EXERCISE REQUIREMENTS ->
For this exercise, repeat all of the material verbatim apart from its images.
------ ROWS ------
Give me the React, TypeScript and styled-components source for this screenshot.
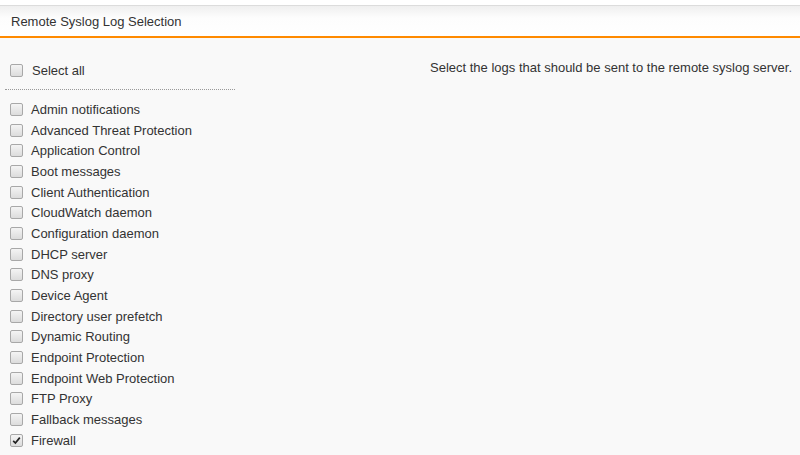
import React from "react";
import styled, { createGlobalStyle } from "styled-components";

const Global = createGlobalStyle`
  html, body { margin: 0; padding: 0; background: #f9f9f9; }
  body { font-family: "Liberation Sans", Arial, sans-serif; color: #222; }
`;

const Page = styled.div`
  width: 800px;
  height: 455px;
  overflow: hidden;
  background: #f9f9f9;
`;

const TopGap = styled.div`
  height: 5px;
  background: #fff;
  border-bottom: 1px solid #dcdcdc;
`;

const Header = styled.div`
  height: 30px;
  display: flex;
  align-items: center;
  padding-left: 11px;
  font-size: 13px;
  color: #333;
  background: linear-gradient(#efefef, #fdfdfd 40%, #ffffff);
  border-bottom: 2px solid #ff8a00;
`;

const Body = styled.div`
  display: flex;
  padding-top: 22px;
`;

const LeftCol = styled.div`
  width: 225px;
  padding-left: 10px;
  flex-shrink: 0;
`;

const SelectAllRow = styled.label`
  display: flex;
  align-items: center;
  height: 20px;
  font-size: 13px;
  color: #333;
  padding-bottom: 9px;
  border-bottom: 1px dotted #999;
  margin-left: -5px;
  padding-left: 5px;
  margin-bottom: 9px;
`;

const Row = styled.label`
  display: flex;
  align-items: center;
  height: 20.69px;
  font-size: 13px;
  color: #333;
`;

const Box = styled.span<{ $gap?: number }>`
  width: 11px;
  height: 11px;
  border: 1px solid #a8a8a8;
  border-radius: 2px;
  background: linear-gradient(#f4f4f4, #dcdcdc);
  margin-right: ${(p) => p.$gap ?? 8}px;
  display: inline-flex;
  align-items: center;
  justify-content: center;
  flex-shrink: 0;
`;

const RightCol = styled.div`
  flex: 1;
  padding-left: 195px;
  font-size: 13px;
  color: #333;
  white-space: nowrap;
`;

const Check = () => (
  <svg width="9" height="9" viewBox="0 0 9 9">
    <path d="M1.2 4.8 L3.4 7 L7.8 1.6" fill="none" stroke="#222" strokeWidth="1.7" />
  </svg>
);

const items: [string, boolean][] = [
  ["Admin notifications", false],
  ["Advanced Threat Protection", false],
  ["Application Control", false],
  ["Boot messages", false],
  ["Client Authentication", false],
  ["CloudWatch daemon", false],
  ["Configuration daemon", false],
  ["DHCP server", false],
  ["DNS proxy", false],
  ["Device Agent", false],
  ["Directory user prefetch", false],
  ["Dynamic Routing", false],
  ["Endpoint Protection", false],
  ["Endpoint Web Protection", false],
  ["FTP Proxy", false],
  ["Fallback messages", false],
  ["Firewall", true],
];

export default function App() {
  return (
    <Page>
      <Global />
      <TopGap />
      <Header>Remote Syslog Log Selection</Header>
      <Body>
        <LeftCol>
          <SelectAllRow>
            <Box $gap={9} />
            Select all
          </SelectAllRow>
          {items.map(([name, checked]) => (
            <Row key={name}>
              <Box>{checked && <Check />}</Box>
              {name}
            </Row>
          ))}
        </LeftCol>
        <RightCol>Select the logs that should be sent to the remote syslog server.</RightCol>
      </Body>
    </Page>
  );
}
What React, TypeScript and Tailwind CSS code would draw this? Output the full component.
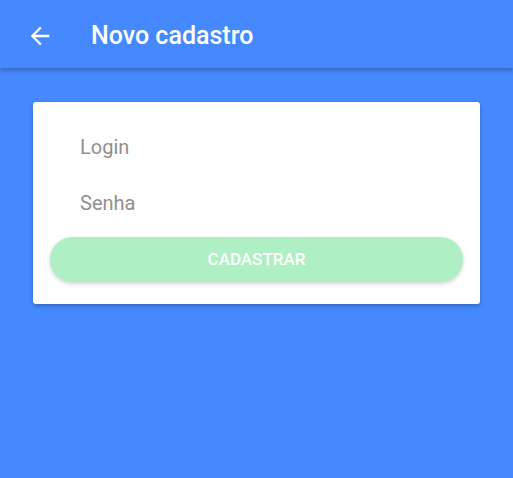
------
THE REPLY ->
Give me the React, TypeScript and styled-components source for this screenshot.
import React from "react";
import styled, { createGlobalStyle } from "styled-components";

const Global = createGlobalStyle`
  html, body { margin: 0; padding: 0; background: #f9f9f9; }
  body { font-family: "Liberation Sans", Arial, sans-serif; color: #222; }
`;

const Page = styled.div`
  width: 800px;
  height: 455px;
  overflow: hidden;
  background: #f9f9f9;
`;

const TopGap = styled.div`
  height: 5px;
  background: #fff;
  border-bottom: 1px solid #dcdcdc;
`;

const Header = styled.div`
  height: 30px;
  display: flex;
  align-items: center;
  padding-left: 11px;
  font-size: 13px;
  color: #333;
  background: linear-gradient(#efefef, #fdfdfd 40%, #ffffff);
  border-bottom: 2px solid #ff8a00;
`;

const Body = styled.div`
  display: flex;
  padding-top: 22px;
`;

const LeftCol = styled.div`
  width: 225px;
  padding-left: 10px;
  flex-shrink: 0;
`;

const SelectAllRow = styled.label`
  display: flex;
  align-items: center;
  height: 20px;
  font-size: 13px;
  color: #333;
  padding-bottom: 9px;
  border-bottom: 1px dotted #999;
  margin-left: -5px;
  padding-left: 5px;
  margin-bottom: 9px;
`;

const Row = styled.label`
  display: flex;
  align-items: center;
  height: 20.69px;
  font-size: 13px;
  color: #333;
`;

const Box = styled.span<{ $gap?: number }>`
  width: 11px;
  height: 11px;
  border: 1px solid #a8a8a8;
  border-radius: 2px;
  background: linear-gradient(#f4f4f4, #dcdcdc);
  margin-right: ${(p) => p.$gap ?? 8}px;
  display: inline-flex;
  align-items: center;
  justify-content: center;
  flex-shrink: 0;
`;

const RightCol = styled.div`
  flex: 1;
  padding-left: 195px;
  font-size: 13px;
  color: #333;
  white-space: nowrap;
`;

const Check = () => (
  <svg width="9" height="9" viewBox="0 0 9 9">
    <path d="M1.2 4.8 L3.4 7 L7.8 1.6" fill="none" stroke="#222" strokeWidth="1.7" />
  </svg>
);

const items: [string, boolean][] = [
  ["Admin notifications", false],
  ["Advanced Threat Protection", false],
  ["Application Control", false],
  ["Boot messages", false],
  ["Client Authentication", false],
  ["CloudWatch daemon", false],
  ["Configuration daemon", false],
  ["DHCP server", false],
  ["DNS proxy", false],
  ["Device Agent", false],
  ["Directory user prefetch", false],
  ["Dynamic Routing", false],
  ["Endpoint Protection", false],
  ["Endpoint Web Protection", false],
  ["FTP Proxy", false],
  ["Fallback messages", false],
  ["Firewall", true],
];

export default function App() {
  return (
    <Page>
      <Global />
      <TopGap />
      <Header>Remote Syslog Log Selection</Header>
      <Body>
        <LeftCol>
          <SelectAllRow>
            <Box $gap={9} />
            Select all
          </SelectAllRow>
          {items.map(([name, checked]) => (
            <Row key={name}>
              <Box>{checked && <Check />}</Box>
              {name}
            </Row>
          ))}
        </LeftCol>
        <RightCol>Select the logs that should be sent to the remote syslog server.</RightCol>
      </Body>
    </Page>
  );
}
What React, TypeScript and Tailwind CSS code would draw this? Output the full component.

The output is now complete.